Cut, Paste, Repair: A Hundred Years of Collage
Curated by Gabriela Rangel
Kader Attia
Leonora de Barros
Lorenzo Bueno
Ramiro Cháves
Arturo Herrera
Cristóbal Lehyt
LX.
It is to cut your opponent
Just at the moment he cuts you.
This is the ultimate timing.
It is lack of anger.
It means to treat your enemy
as an honoured guest.
Anne Carson (The Fall of Rome: Traveler’s Guide)
One hundred years ago Georges Braque/Pablo Picasso created collage or papiers collés (literally glued papers), which after some years of further development turned into a complex and rather opaque montage technique. It is a fact that the fragment of oilcloth glued on by Picasso in “Nature morte à la chaise can née” painted in May 1912 preceded Braque’s first papier collé entitled “Compotiers et verde,” dated months later the same year. Nonetheless, we will not insist on tireless disputes regarding practical authorship of papiers collés , as these historiographies can often resemble Byzantine quibbles. After its inception in Western art, collage became a powerful means of formal experimentation as well as a revolutionary tool that aimed to depersonalize the act of painting through the use of materials from everyday life, such as newspaper clippings, magazines, cardboard, fabric, wallpaper, sheet music, etc. More importantly, collage proved to be a powerful method of cutting, sticking, and pasting onto a surface to toy with suspension of disbelief, allowing Picasso and after him many other artists to challenge the limits of pictorial illusionism in order to explore and twist the mechanisms of representation (by contrast, decades later Robert Motherwell used collage to evade representation). Photographers such as Hannah Höch and Grete Stern added vitriolic humor and gender wit to collage, bringing new political possibilities (and sensibilities) to an image and its mechanical reproducibility.

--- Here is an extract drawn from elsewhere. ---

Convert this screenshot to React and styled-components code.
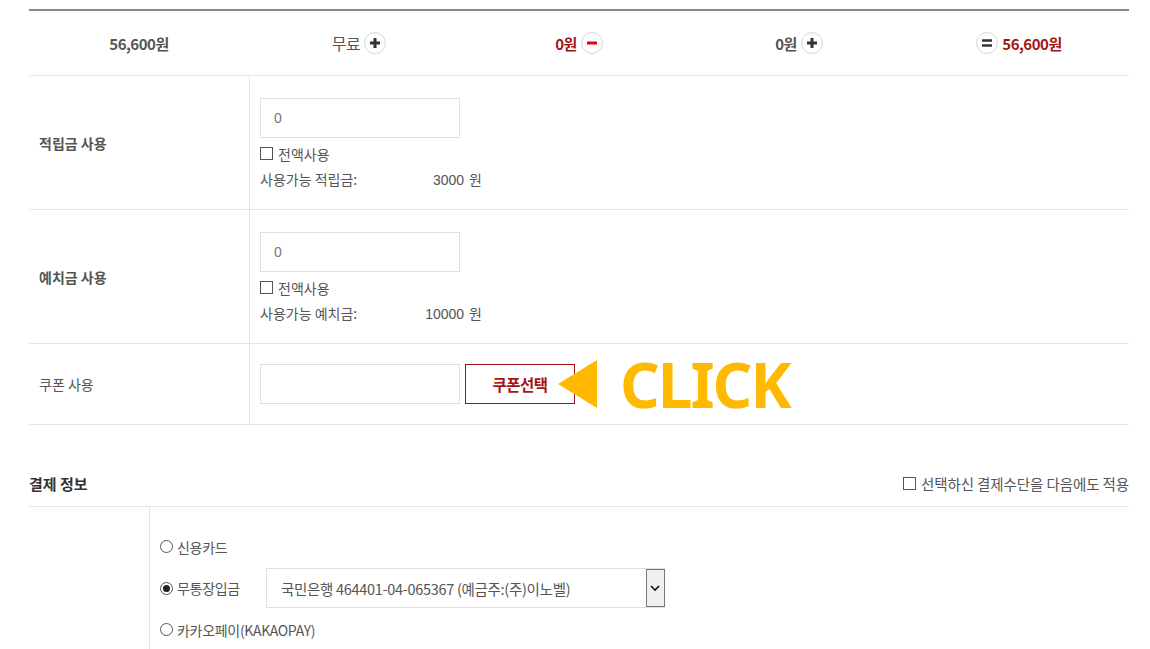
import React from 'react';
import styled, { createGlobalStyle } from 'styled-components';

const GlobalStyle = createGlobalStyle`
	body {margin:0; background:#fff; font-family:"Noto Sans CJK KR", "Noto Sans", sans-serif; color:#555;}
	* {box-sizing:border-box;}
`;

const Page = styled.div`
	width:1100px;
	margin-left:29px;
	padding-top:9px;
	font-size:14px;
`;

const Summary = styled.div`
	display:grid;
	grid-template-columns:repeat(5, 1fr);
	height:67px;
	border-top:2px solid #888;
	border-bottom:1px solid #e5e5e5;
`;

const SumCell = styled.div`
	display:flex;
	align-items:center;
	justify-content:center;
	gap:4px;
	font-size:${p => p.light ? '16px' : '15px'};
	font-weight:${p => p.light ? 400 : 700};
	letter-spacing:-0.5px;
	color:${p => p.red ? '#a31515' : '#555'};
`;

const Circle = styled.span`
	display:inline-flex;
	align-items:center;
	justify-content:center;
	width:22px;
	height:22px;
	border:1px solid #d8d8d8;
	border-radius:50%;
	background:#fff;
`;

const Sign = ({ type }) => (
	<Circle>
		<svg width="12" height="12" viewBox="0 0 12 12">
			{type === 'plus' && <path d="M1 6h10M6 1v10" stroke="#333" strokeWidth="3" />}
			{type === 'minus' && <path d="M1 6h10" stroke="#e60012" strokeWidth="3" />}
			{type === 'equal' && <path d="M1 3.5h10M1 8.5h10" stroke="#333" strokeWidth="2.6" />}
		</svg>
	</Circle>
);

const Row = styled.div`
	display:grid;
	grid-template-columns:${p => p.narrow ? '121px' : '221px'} 1fr;
	border-bottom:${p => p.noBorder ? 'none' : '1px solid #e5e5e5'};
`;

const Label = styled.div`
	display:flex;
	align-items:center;
	padding-left:10px;
	border-right:1px solid #e5e5e5;
	font-size:14px;
	font-weight:${p => p.bold ? 700 : 400};
	color:#555;
`;

const Cell = styled.div`
	padding:${p => p.pad || '22px 10px 18px'};
	display:flex;
	flex-direction:column;
`;

const Input = styled.div`
	width:200px;
	height:40px;
	border:1px solid #e0e0e0;
	padding:0 13px;
	display:flex;
	align-items:center;
	color:#777;
	font-family:"Liberation Sans", sans-serif;
	font-size:14px;
`;

const Check = styled.span`
	display:inline-block;
	width:13px;
	height:13px;
	border:1px solid #555;
	margin-right:5px;
`;

const Line = styled.div`
	display:flex;
	align-items:center;
	height:25px;
	color:#555;
	margin-top:${p => p.first ? '3px' : '0'};
`;

const Avail = styled.div`
	display:flex;
	justify-content:space-between;
	align-items:center;
	width:222px;
	height:25px;
	color:#555;
	span:last-child {font-family:"Liberation Sans", sans-serif; font-size:14px;}
	span:last-child b {font-family:"Noto Sans CJK KR", sans-serif; font-weight:400; margin-left:5px;}
`;

const Inline = styled.div`
	display:flex;
	align-items:center;
	gap:5px;
	height:40px;
`;

const CouponBtn = styled.button`
	width:110px;
	height:40px;
	border:1px solid #a31515;
	background:#fff;
	color:#a31515;
	font-family:"Noto Sans CJK KR", sans-serif;
	font-size:15.5px;
	font-weight:700;
	letter-spacing:-0.5px;
	padding:0;
`;

const ClickMark = styled.div`
	display:flex;
	align-items:center;
	height:40px;
	margin-left:-22px;
	gap:23px;
	color:#ffb900;
	font-family:"Noto Sans", sans-serif;
	font-weight:700;
	font-size:62px;
	line-height:40px;
	letter-spacing:-2px;
	svg {flex:none;}
`;

const PayHead = styled.div`
	margin-top:40px;
	height:42px;
	padding-bottom:4px;
	display:flex;
	align-items:center;
	justify-content:space-between;
	border-bottom:1px solid #e5e5e5;
`;

const Title = styled.h3`
	margin:0;
	font-size:15px;
	font-weight:700;
	color:#333;
`;

const Remember = styled.div`
	display:flex;
	align-items:center;
	color:#555;
	font-size:14.5px;
	letter-spacing:-0.1px;
`;

const Methods = styled.div`
	padding:19px 10px 0;
	display:flex;
	flex-direction:column;
`;

const Method = styled.label`
	display:flex;
	align-items:center;
	height:${p => p.tall ? '42px' : '41px'};
	color:#555;
	font-size:14px;
	letter-spacing:-0.3px;
`;

const Radio = styled.span`
	display:inline-flex;
	align-items:center;
	justify-content:center;
	width:13px;
	height:13px;
	border:1px solid #555;
	border-radius:50%;
	margin-right:4px;
	&::after {
		content:"";
		display:${p => p.on ? 'block' : 'none'};
		width:7px;
		height:7px;
		border-radius:50%;
		background:#222;
	}
`;

const Select = styled.div`
	margin-left:26px;
	width:399px;
	height:40px;
	border:1px solid #e0e0e0;
	display:flex;
	align-items:center;
	justify-content:space-between;
	padding-left:14px;
	color:#555;
	font-size:14.5px;
`;

const Caret = styled.span`
	width:19px;
	height:38px;
	margin-right:-1px;
	border:1px solid #777;
	background:#f0f0f0;
	display:flex;
	align-items:center;
	justify-content:center;
`;

const rows = [
	{ label: '적립금 사용', avail: '사용가능 적립금:', amount: '3000' },
	{ label: '예치금 사용', avail: '사용가능 예치금:', amount: '10000' },
];

export default function App() {
	return (
		<Page>
			<GlobalStyle />
			<Summary>
				<SumCell>56,600원</SumCell>
				<SumCell light>무료 <Sign type="plus" /></SumCell>
				<SumCell red>0원 <Sign type="minus" /></SumCell>
				<SumCell>0원 <Sign type="plus" /></SumCell>
				<SumCell red><Sign type="equal" /> 56,600원</SumCell>
			</Summary>

			{rows.map(r => (
				<Row key={r.label}>
					<Label bold>{r.label}</Label>
					<Cell>
						<Input>0</Input>
						<Line first><Check />전액사용</Line>
						<Avail>
							<span>{r.avail}</span>
							<span>{r.amount}<b>원</b></span>
						</Avail>
					</Cell>
				</Row>
			))}

			<Row>
				<Label>쿠폰 사용</Label>
				<Cell pad="20px 10px 20px">
					<Inline>
						<Input />
						<CouponBtn>쿠폰선택</CouponBtn>
						<ClickMark>
							<svg width="39" height="48" viewBox="0 0 39 48">
								<path d="M0 24L39 0V48Z" fill="#ffb900" />
							</svg>
							CLICK
						</ClickMark>
					</Inline>
				</Cell>
			</Row>

			<PayHead>
				<Title>결제 정보</Title>
				<Remember><Check />선택하신 결제수단을 다음에도 적용</Remember>
			</PayHead>

			<Row narrow noBorder>
				<Label />
				<Methods>
					<Method><Radio />신용카드</Method>
					<Method tall>
						<Radio on />무통장입금
						<Select>
							국민은행 464401-04-065367 (예금주:(주)이노벨)
							<Caret>
								<svg width="10" height="8" viewBox="0 0 10 8">
									<path d="M1 2l4 4 4-4" stroke="#111" strokeWidth="1.6" fill="none" />
								</svg>
							</Caret>
						</Select>
					</Method>
					<Method><Radio />카카오페이(KAKAOPAY)</Method>
				</Methods>
			</Row>
		</Page>
	);
}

If papiers collés were initially used as a formal technique with a disruptive force, they were also born in agitated years, which led the downfall of an aged Austro-Hungarian Empire, scientific and political revolutions, and war. It is not accidental that avant-garde European artists often sought to change the social political consciousness of their time through the use of new formal strategies and conventions that would reflect (and effect) radical transformations that arose from modernity. In the post-war period, Mimo Rotella, Asger Jorn, Robert Rauschenberg, Wolf Vostell, Merce Cunningham, John Cage, Alberto Greco and Alejandro Otero, among others, revamped collage on both sides of the Atlantic with an innovative drive and critical approaches that addressed the exhaustion of painting, as well as the convulsed consequences of mass culture and World War.
Presently collage reverberates in the Global South and in the peripheral North as an incisive yet reparative practice that has the potential of revealing colonial agency, deploring monolingualism, and disavowing hetero-normative attitudes embedded in more and more depoliticized technologically fragmented realities. To cut something is followed by a restorative process, a repair of the object or thing that has been ripped apart and therefore separated from its substance. Cut, Paste, Repair at Sicardi Gallery aims to commemorate the centennial anniversary of collage, a venerable marker of contemporary art with groundbreaking works by Kader Attia (Algeria-France), Lorenzo Bueno (Argentina-U.S.), Lenora de Barros (Brazil), Ramiro Cháves (Argentina-Mexico), Arturo Herrera (Venezuela-U.S.), and Cristóbal Lehyt (Chile-U.S.). All of these artist-bricoleurs propose singular forms of collaging that remain legible, tangible, and still cannot be grasped unless we admit with Serge Gruzinski that: “In theory reparation stops where substitution and replacement begin (…) To repair is therefore also to connect! —! times, people, things …! —! and that’s why any global history of humanity must pay a profound attention to this gesture seemingly simple and commonplace which often consists in inventing a way to insert one world into another, not in a gratuitous manner, but to yield meaning and social manners.”